SUPPLIED MATERIAL:
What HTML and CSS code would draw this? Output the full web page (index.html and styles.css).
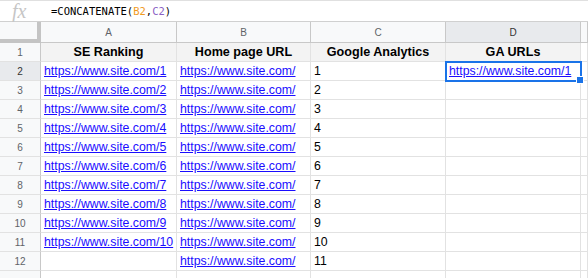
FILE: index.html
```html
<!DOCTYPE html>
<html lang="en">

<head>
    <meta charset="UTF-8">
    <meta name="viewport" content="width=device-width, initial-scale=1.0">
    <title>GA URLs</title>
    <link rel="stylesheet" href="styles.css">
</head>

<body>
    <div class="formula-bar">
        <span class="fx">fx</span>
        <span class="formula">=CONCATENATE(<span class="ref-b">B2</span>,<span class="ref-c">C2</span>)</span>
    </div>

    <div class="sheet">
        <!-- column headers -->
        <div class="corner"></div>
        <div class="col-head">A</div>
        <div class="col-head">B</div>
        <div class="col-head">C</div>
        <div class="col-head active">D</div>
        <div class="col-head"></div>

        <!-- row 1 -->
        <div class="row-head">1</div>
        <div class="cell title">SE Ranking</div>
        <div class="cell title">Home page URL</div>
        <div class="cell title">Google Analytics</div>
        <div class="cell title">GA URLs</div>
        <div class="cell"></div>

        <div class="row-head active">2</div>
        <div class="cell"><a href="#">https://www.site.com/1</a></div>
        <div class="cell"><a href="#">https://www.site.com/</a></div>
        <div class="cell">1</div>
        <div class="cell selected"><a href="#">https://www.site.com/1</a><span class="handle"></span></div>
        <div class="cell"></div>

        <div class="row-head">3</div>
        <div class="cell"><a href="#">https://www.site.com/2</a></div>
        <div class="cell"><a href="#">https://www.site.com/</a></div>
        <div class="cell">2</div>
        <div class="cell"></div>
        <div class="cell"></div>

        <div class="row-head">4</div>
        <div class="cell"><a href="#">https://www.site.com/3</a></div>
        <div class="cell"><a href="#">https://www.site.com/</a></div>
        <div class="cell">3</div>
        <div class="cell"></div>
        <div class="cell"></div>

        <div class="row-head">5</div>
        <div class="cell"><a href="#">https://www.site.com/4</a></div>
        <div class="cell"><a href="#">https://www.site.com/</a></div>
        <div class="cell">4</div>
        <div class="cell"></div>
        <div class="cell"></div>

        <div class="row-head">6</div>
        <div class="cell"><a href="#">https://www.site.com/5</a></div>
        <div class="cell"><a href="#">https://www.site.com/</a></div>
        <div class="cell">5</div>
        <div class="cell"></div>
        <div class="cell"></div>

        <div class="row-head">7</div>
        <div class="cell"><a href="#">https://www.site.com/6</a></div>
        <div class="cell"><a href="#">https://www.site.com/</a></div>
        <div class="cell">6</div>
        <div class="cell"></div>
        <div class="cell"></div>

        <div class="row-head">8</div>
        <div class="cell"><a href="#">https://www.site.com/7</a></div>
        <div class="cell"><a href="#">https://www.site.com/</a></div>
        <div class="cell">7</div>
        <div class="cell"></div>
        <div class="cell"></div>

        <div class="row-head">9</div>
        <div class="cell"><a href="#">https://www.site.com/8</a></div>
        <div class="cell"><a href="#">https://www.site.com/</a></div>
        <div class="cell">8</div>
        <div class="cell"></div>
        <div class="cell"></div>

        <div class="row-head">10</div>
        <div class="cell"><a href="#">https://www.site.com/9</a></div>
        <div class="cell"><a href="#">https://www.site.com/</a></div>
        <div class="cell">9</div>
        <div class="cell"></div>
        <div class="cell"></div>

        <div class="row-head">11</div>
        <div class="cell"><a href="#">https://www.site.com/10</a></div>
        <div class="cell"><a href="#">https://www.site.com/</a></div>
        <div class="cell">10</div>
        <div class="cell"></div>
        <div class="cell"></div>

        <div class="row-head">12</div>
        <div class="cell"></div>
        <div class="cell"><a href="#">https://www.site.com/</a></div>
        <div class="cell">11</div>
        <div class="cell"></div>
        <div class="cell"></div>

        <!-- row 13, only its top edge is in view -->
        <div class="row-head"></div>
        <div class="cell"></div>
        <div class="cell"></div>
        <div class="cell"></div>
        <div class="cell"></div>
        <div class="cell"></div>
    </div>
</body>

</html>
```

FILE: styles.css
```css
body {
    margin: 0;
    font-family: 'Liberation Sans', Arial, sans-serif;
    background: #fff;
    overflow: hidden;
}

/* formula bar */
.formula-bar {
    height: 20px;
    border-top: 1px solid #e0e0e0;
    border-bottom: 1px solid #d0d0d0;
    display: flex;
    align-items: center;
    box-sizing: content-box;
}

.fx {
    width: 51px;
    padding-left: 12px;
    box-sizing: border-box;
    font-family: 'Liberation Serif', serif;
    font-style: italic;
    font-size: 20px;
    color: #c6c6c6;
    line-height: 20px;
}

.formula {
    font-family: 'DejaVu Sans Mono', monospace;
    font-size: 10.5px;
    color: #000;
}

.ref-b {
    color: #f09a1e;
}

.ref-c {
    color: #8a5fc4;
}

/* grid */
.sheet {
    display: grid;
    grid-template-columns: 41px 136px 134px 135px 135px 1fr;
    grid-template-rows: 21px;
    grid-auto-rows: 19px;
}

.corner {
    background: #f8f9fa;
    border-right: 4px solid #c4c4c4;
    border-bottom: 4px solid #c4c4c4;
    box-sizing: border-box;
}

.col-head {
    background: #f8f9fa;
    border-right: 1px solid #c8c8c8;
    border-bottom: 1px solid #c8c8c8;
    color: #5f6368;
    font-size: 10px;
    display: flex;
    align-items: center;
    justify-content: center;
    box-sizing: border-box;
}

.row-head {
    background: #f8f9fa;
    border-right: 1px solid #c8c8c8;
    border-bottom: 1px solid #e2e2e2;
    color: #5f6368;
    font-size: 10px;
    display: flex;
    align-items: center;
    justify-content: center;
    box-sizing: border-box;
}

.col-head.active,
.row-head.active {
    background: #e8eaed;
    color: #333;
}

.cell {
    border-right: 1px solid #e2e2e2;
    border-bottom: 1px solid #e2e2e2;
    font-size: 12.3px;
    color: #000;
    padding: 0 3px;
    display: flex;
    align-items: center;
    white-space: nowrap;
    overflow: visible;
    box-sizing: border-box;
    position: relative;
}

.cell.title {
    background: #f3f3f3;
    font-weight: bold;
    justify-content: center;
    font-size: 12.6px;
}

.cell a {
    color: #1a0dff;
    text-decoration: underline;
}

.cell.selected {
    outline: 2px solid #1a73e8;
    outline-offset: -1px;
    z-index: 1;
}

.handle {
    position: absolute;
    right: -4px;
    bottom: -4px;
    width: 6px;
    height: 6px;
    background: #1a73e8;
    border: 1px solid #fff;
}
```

PROBLEM REQUIREMENTS: Leave the images out, please, and restate each line word for word.

RESPONSE TO THE TASK:
What HTML and CSS code would draw this? Output the full web page (index.html and styles.css).
FILE: index.html
```html
<!DOCTYPE html>
<html lang="en">

<head>
    <meta charset="UTF-8">
    <meta name="viewport" content="width=device-width, initial-scale=1.0">
    <title>GA URLs</title>
    <link rel="stylesheet" href="styles.css">
</head>

<body>
    <div class="formula-bar">
        <span class="fx">fx</span>
        <span class="formula">=CONCATENATE(<span class="ref-b">B2</span>,<span class="ref-c">C2</span>)</span>
    </div>

    <div class="sheet">
        <!-- column headers -->
        <div class="corner"></div>
        <div class="col-head">A</div>
        <div class="col-head">B</div>
        <div class="col-head">C</div>
        <div class="col-head active">D</div>
        <div class="col-head"></div>

        <!-- row 1 -->
        <div class="row-head">1</div>
        <div class="cell title">SE Ranking</div>
        <div class="cell title">Home page URL</div>
        <div class="cell title">Google Analytics</div>
        <div class="cell title">GA URLs</div>
        <div class="cell"></div>

        <div class="row-head active">2</div>
        <div class="cell"><a href="#">https://www.site.com/1</a></div>
        <div class="cell"><a href="#">https://www.site.com/</a></div>
        <div class="cell">1</div>
        <div class="cell selected"><a href="#">https://www.site.com/1</a><span class="handle"></span></div>
        <div class="cell"></div>

        <div class="row-head">3</div>
        <div class="cell"><a href="#">https://www.site.com/2</a></div>
        <div class="cell"><a href="#">https://www.site.com/</a></div>
        <div class="cell">2</div>
        <div class="cell"></div>
        <div class="cell"></div>

        <div class="row-head">4</div>
        <div class="cell"><a href="#">https://www.site.com/3</a></div>
        <div class="cell"><a href="#">https://www.site.com/</a></div>
        <div class="cell">3</div>
        <div class="cell"></div>
        <div class="cell"></div>

        <div class="row-head">5</div>
        <div class="cell"><a href="#">https://www.site.com/4</a></div>
        <div class="cell"><a href="#">https://www.site.com/</a></div>
        <div class="cell">4</div>
        <div class="cell"></div>
        <div class="cell"></div>

        <div class="row-head">6</div>
        <div class="cell"><a href="#">https://www.site.com/5</a></div>
        <div class="cell"><a href="#">https://www.site.com/</a></div>
        <div class="cell">5</div>
        <div class="cell"></div>
        <div class="cell"></div>

        <div class="row-head">7</div>
        <div class="cell"><a href="#">https://www.site.com/6</a></div>
        <div class="cell"><a href="#">https://www.site.com/</a></div>
        <div class="cell">6</div>
        <div class="cell"></div>
        <div class="cell"></div>

        <div class="row-head">8</div>
        <div class="cell"><a href="#">https://www.site.com/7</a></div>
        <div class="cell"><a href="#">https://www.site.com/</a></div>
        <div class="cell">7</div>
        <div class="cell"></div>
        <div class="cell"></div>

        <div class="row-head">9</div>
        <div class="cell"><a href="#">https://www.site.com/8</a></div>
        <div class="cell"><a href="#">https://www.site.com/</a></div>
        <div class="cell">8</div>
        <div class="cell"></div>
        <div class="cell"></div>

        <div class="row-head">10</div>
        <div class="cell"><a href="#">https://www.site.com/9</a></div>
        <div class="cell"><a href="#">https://www.site.com/</a></div>
        <div class="cell">9</div>
        <div class="cell"></div>
        <div class="cell"></div>

        <div class="row-head">11</div>
        <div class="cell"><a href="#">https://www.site.com/10</a></div>
        <div class="cell"><a href="#">https://www.site.com/</a></div>
        <div class="cell">10</div>
        <div class="cell"></div>
        <div class="cell"></div>

        <div class="row-head">12</div>
        <div class="cell"></div>
        <div class="cell"><a href="#">https://www.site.com/</a></div>
        <div class="cell">11</div>
        <div class="cell"></div>
        <div class="cell"></div>

        <!-- row 13, only its top edge is in view -->
        <div class="row-head"></div>
        <div class="cell"></div>
        <div class="cell"></div>
        <div class="cell"></div>
        <div class="cell"></div>
        <div class="cell"></div>
    </div>
</body>

</html>
```

FILE: styles.css
```css
body {
    margin: 0;
    font-family: 'Liberation Sans', Arial, sans-serif;
    background: #fff;
    overflow: hidden;
}

/* formula bar */
.formula-bar {
    height: 20px;
    border-top: 1px solid #e0e0e0;
    border-bottom: 1px solid #d0d0d0;
    display: flex;
    align-items: center;
    box-sizing: content-box;
}

.fx {
    width: 51px;
    padding-left: 12px;
    box-sizing: border-box;
    font-family: 'Liberation Serif', serif;
    font-style: italic;
    font-size: 20px;
    color: #c6c6c6;
    line-height: 20px;
}

.formula {
    font-family: 'DejaVu Sans Mono', monospace;
    font-size: 10.5px;
    color: #000;
}

.ref-b {
    color: #f09a1e;
}

.ref-c {
    color: #8a5fc4;
}

/* grid */
.sheet {
    display: grid;
    grid-template-columns: 41px 136px 134px 135px 135px 1fr;
    grid-template-rows: 21px;
    grid-auto-rows: 19px;
}

.corner {
    background: #f8f9fa;
    border-right: 4px solid #c4c4c4;
    border-bottom: 4px solid #c4c4c4;
    box-sizing: border-box;
}

.col-head {
    background: #f8f9fa;
    border-right: 1px solid #c8c8c8;
    border-bottom: 1px solid #c8c8c8;
    color: #5f6368;
    font-size: 10px;
    display: flex;
    align-items: center;
    justify-content: center;
    box-sizing: border-box;
}

.row-head {
    background: #f8f9fa;
    border-right: 1px solid #c8c8c8;
    border-bottom: 1px solid #e2e2e2;
    color: #5f6368;
    font-size: 10px;
    display: flex;
    align-items: center;
    justify-content: center;
    box-sizing: border-box;
}

.col-head.active,
.row-head.active {
    background: #e8eaed;
    color: #333;
}

.cell {
    border-right: 1px solid #e2e2e2;
    border-bottom: 1px solid #e2e2e2;
    font-size: 12.3px;
    color: #000;
    padding: 0 3px;
    display: flex;
    align-items: center;
    white-space: nowrap;
    overflow: visible;
    box-sizing: border-box;
    position: relative;
}

.cell.title {
    background: #f3f3f3;
    font-weight: bold;
    justify-content: center;
    font-size: 12.6px;
}

.cell a {
    color: #1a0dff;
    text-decoration: underline;
}

.cell.selected {
    outline: 2px solid #1a73e8;
    outline-offset: -1px;
    z-index: 1;
}

.handle {
    position: absolute;
    right: -4px;
    bottom: -4px;
    width: 6px;
    height: 6px;
    background: #1a73e8;
    border: 1px solid #fff;
}
```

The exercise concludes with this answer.